** begin **
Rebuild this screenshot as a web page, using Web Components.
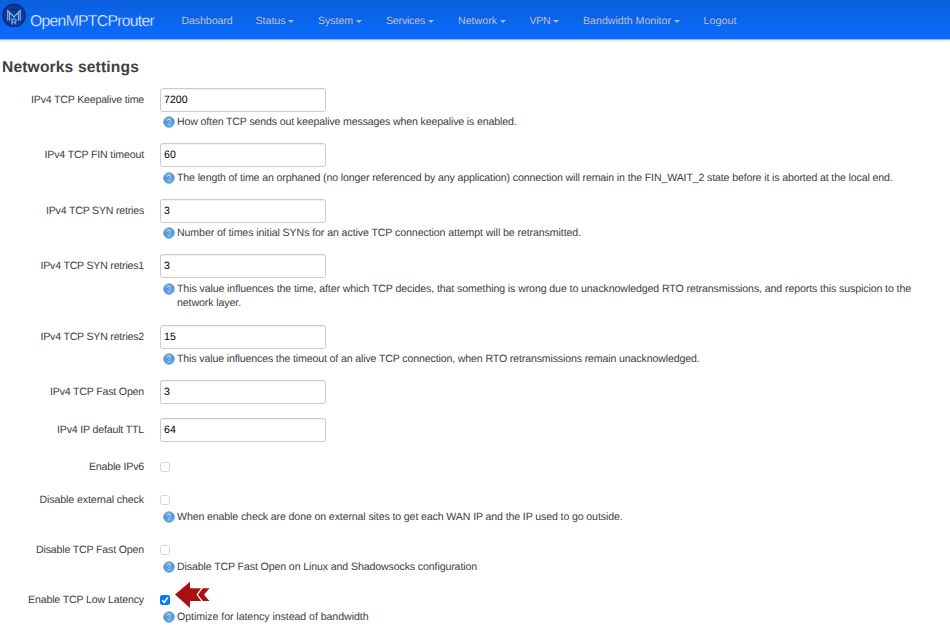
<!DOCTYPE html>
<html lang="en"><head><meta charset="utf-8"><title>OpenMPTCProuter</title>
<style>
html,body{margin:0;height:639px;overflow:hidden;background:#fff}
body{font:10.6px/14px "Liberation Sans",Arial,sans-serif;color:#404040;text-rendering:geometricPrecision}
</style></head><body>
<router-page></router-page>
<script>
// Text run whose tracking is tuned to fill a given width.
class FitText extends HTMLElement{
  connectedCallback(){
    const r=this.attachShadow({mode:'open'});
    r.innerHTML='<style>:host{display:inline-block;white-space:nowrap}</style><span><slot></slot></span>';
    const s=r.querySelector('span'),w=+this.getAttribute('w'),n=this.textContent.length;
    s.style.letterSpacing=((w-s.getBoundingClientRect().width)/n)+'px';
  }
}
customElements.define('fit-text',FitText);

class NavItem extends HTMLElement{
  connectedCallback(){
    this.attachShadow({mode:'open'}).innerHTML=`<style>
    :host{display:flex;align-items:center;color:#bfc8de;text-shadow:0 -1px 0 rgba(0,0,0,.25)}
    i{margin:0 1.5px 0 2.5px;border:3px solid transparent;border-top-color:#a9bde6;border-bottom:0}
    </style><fit-text w="${this.getAttribute('w')}">${this.getAttribute('label')}</fit-text>${this.hasAttribute('menu')?'<i></i>':''}`;
  }
}
customElements.define('nav-item',NavItem);

class TopBar extends HTMLElement{
  connectedCallback(){
    const items=[['Dashboard',51,0,23],['Status',30,1,22.5],['System',35,1,23],['Services',39,1,23],['Network',39,1,22.5],['VPN',21,1,22.5],['Bandwidth Monitor',88,1,22.5],['Logout',33,0,0]];
    this.attachShadow({mode:'open'}).innerHTML=`<style>
    :host{display:flex;height:39px;background:linear-gradient(#0b5fdc,#0a6cff);border-bottom:1px solid #8fb5fa;box-shadow:0 1px 2px rgba(0,0,0,.12)}
    .logo{width:24px;height:24px;margin:3px 0 0 2px}
    .brand{width:155.5px;padding:12px 0 0 4px;box-sizing:border-box;font-size:15.8px;line-height:20px;color:#f4f9ff;-webkit-text-stroke:.3px #0a68f2}
    nav{display:flex;padding-top:14px;height:14px}
    </style>
    <svg class="logo" viewBox="0 0 24 24"><circle cx="12" cy="12.5" r="11" fill="#0a3e9a" stroke="#063184" stroke-width="1.8"/><g fill="none" stroke="#9bbcec" stroke-width="1.1"><path d="M5.8 17.5V7.5L12 14l6.2-6.5v10M7.6 17.5V10M16.4 17.5V10"/><path d="M10 21.5v-5.5h2.2q2 0 2 1.5t-2 1.5H10m2.2 0 2 2.5"/><path d="M8.5 6.5h7" stroke="#052661"/></g></svg>
    <div class="brand"><fit-text w="124">OpenMPTCProuter</fit-text></div>
    <nav>${items.map(i=>`<nav-item style="margin-right:${i[3]}px" label="${i[0]}" w="${i[1]}" ${i[2]?'menu':''}></nav-item>`).join('')}</nav>`;
  }
}
customElements.define('top-bar',TopBar);

class HelpIcon extends HTMLElement{
  connectedCallback(){
    this.attachShadow({mode:'open'}).innerHTML=`<style>:host{display:block;width:12px;height:12px}svg{display:block}</style>
    <svg width="12" height="12" viewBox="0 0 12 12"><defs><linearGradient id="g" x2=".3" y2="1"><stop stop-color="#a4c4e5"/><stop offset=".5" stop-color="#5394d5"/><stop offset="1" stop-color="#65b5ef"/></linearGradient></defs><circle cx="6" cy="6" r="5.3" fill="url(#g)" stroke="#507fae" stroke-width=".7"/><path d="M4.4 4.6Q4.5 3.2 6 3.2t1.6 1.3Q7.6 5.3 6.7 5.8 6 6.2 6 7M6 8v1" fill="none" stroke="#d4e8fc" stroke-width=".9"/></svg>`;
  }
}
customElements.define('help-icon',HelpIcon);

class FormRow extends HTMLElement{
  connectedCallback(){
    const a=n=>this.getAttribute(n),box=a('type')==='check',on=this.hasAttribute('checked');
    const field=box?`<span class="check ${on?'on':''}">${on?'<svg width="10" height="10" viewBox="0 0 10 10"><path d="M2.2 5.3 4.2 7.5 7.8 2.4" fill="none" stroke="#fff" stroke-width="1.5"/></svg>':''}</span>`
      :`<div class="input">${a('value')}</div>`;
    this.attachShadow({mode:'open'}).innerHTML=`<style>
    :host{display:grid;grid-template-columns:144px 1fr;column-gap:16px;align-content:start;box-sizing:border-box}
    .label{text-align:right;line-height:${box?13:24}px;height:${box?12:24}px}
    .field{display:flex;height:${box?12:24}px;align-items:center}
    .input{box-sizing:border-box;width:166px;height:24px;border:1px solid #cbcbcb;border-radius:2.5px;padding-left:3px;line-height:22px;color:#000;box-shadow:inset 0 1px 1px rgba(0,0,0,.06)}
    .check{box-sizing:border-box;width:10px;height:10px;border:1px solid #d6d6d6;border-radius:2.5px;background:#fff}
    .on{background:#0878f8;border:0}.on svg{display:block}
    .arrow{margin:-10px 0 0 5px}
    .help{grid-column:2;display:flex;gap:2.5px;padding:${box?4.5:3.4}px 0 0 2.5px;line-height:14.5px}
    help-icon{margin-top:1px}
    </style><div class="label"><fit-text w="${a('lw')}">${a('label')}</fit-text></div><div class="field">${field}${on?'<svg class="arrow" width="36" height="28" viewBox="0 0 36 28"><path d="M0 13.5 15 .8v6.4h19.5L29 13.7l5.5 6.3H15v7Z" fill="#a81014"/><path d="m27.2 6.8-5 6.8 5 6.8" fill="none" stroke="#fff" stroke-width="1.3"/></svg>':''}</div>
    ${a('help')?`<div class="help"><help-icon></help-icon><div>${a('help').split('|').map((t,i)=>`<fit-text w="${a('hw').split('|')[i]}">${t}</fit-text>`).join('<br>')}</div></div>`:''}`;
  }
}
customElements.define('form-row',FormRow);

class RouterPage extends HTMLElement{
  connectedCallback(){
    const rows=[
    [55.5,'IPv4 TCP Keepalive time',113,'7200','How often TCP sends out keepalive messages when keepalive is enabled.','339.5'],
    [55.5,'IPv4 TCP FIN timeout',99.5,'60','The length of time an orphaned (no longer referenced by any application) connection will remain in the FIN_WAIT_2 state before it is aborted at the local end.','715.5'],
    [55.5,'IPv4 TCP SYN retries',98,'3','Number of times initial SYNs for an active TCP connection attempt will be retransmitted.','404'],
    [70.5,'IPv4 TCP SYN retries1',103.5,'3','This value influences the time, after which TCP decides, that something is wrong due to unacknowledged RTO retransmissions, and reports this suspicion to the|network layer.','734|64'],
    [55.5,'IPv4 TCP SYN retries2',103.5,'15','This value influences the timeout of an alive TCP connection, when RTO retransmissions remain unacknowledged.','522.5'],
    [37.5,'IPv4 TCP Fast Open',94,'3'],
    [43,'IPv4 IP default TTL',87,'64'],
    [33,'Enable IPv6',55,null],
    [50,'Disable external check',104.5,null,'When enable check are done on external sites to get each WAN IP and the IP used to go outside.','445.5'],
    [50,'Disable TCP Fast Open',108,null,'Disable TCP Fast Open on Linux and Shadowsocks configuration','300'],
    [39,'Enable TCP Low Latency',116,null,'Optimize for latency instead of bandwidth','191.5',1]];
    this.attachShadow({mode:'open'}).innerHTML=`<style>:host{display:block}h1{margin:0;padding:18px 0 0 2px;height:29.8px;font-size:15.6px;line-height:20px}</style>
    <top-bar></top-bar><h1><fit-text w="137">Networks settings</fit-text></h1>
    ${rows.map(r=>`<form-row style="height:${r[0]}px" label="${r[1]}" lw="${r[2]}" ${r[3]===null?'type="check"':`value="${r[3]}"`} ${r[4]?`help="${r[4]}" hw="${r[5]}"`:''} ${r[6]?'checked':''}></form-row>`).join('')}`;
  }
}
customElements.define('router-page',RouterPage);
</script></body></html>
** end **
Task goal:
From the first line of the listing above, repeat every line through the one holding "customElements.define('fit-text',FitText);". Both ends count, and pictures stay out.

Result of the exercise:
Rebuild this screenshot as a web page, using Web Components.
<!DOCTYPE html>
<html lang="en"><head><meta charset="utf-8"><title>OpenMPTCProuter</title>
<style>
html,body{margin:0;height:639px;overflow:hidden;background:#fff}
body{font:10.6px/14px "Liberation Sans",Arial,sans-serif;color:#404040;text-rendering:geometricPrecision}
</style></head><body>
<router-page></router-page>
<script>
// Text run whose tracking is tuned to fill a given width.
class FitText extends HTMLElement{
  connectedCallback(){
    const r=this.attachShadow({mode:'open'});
    r.innerHTML='<style>:host{display:inline-block;white-space:nowrap}</style><span><slot></slot></span>';
    const s=r.querySelector('span'),w=+this.getAttribute('w'),n=this.textContent.length;
    s.style.letterSpacing=((w-s.getBoundingClientRect().width)/n)+'px';
  }
}
customElements.define('fit-text',FitText);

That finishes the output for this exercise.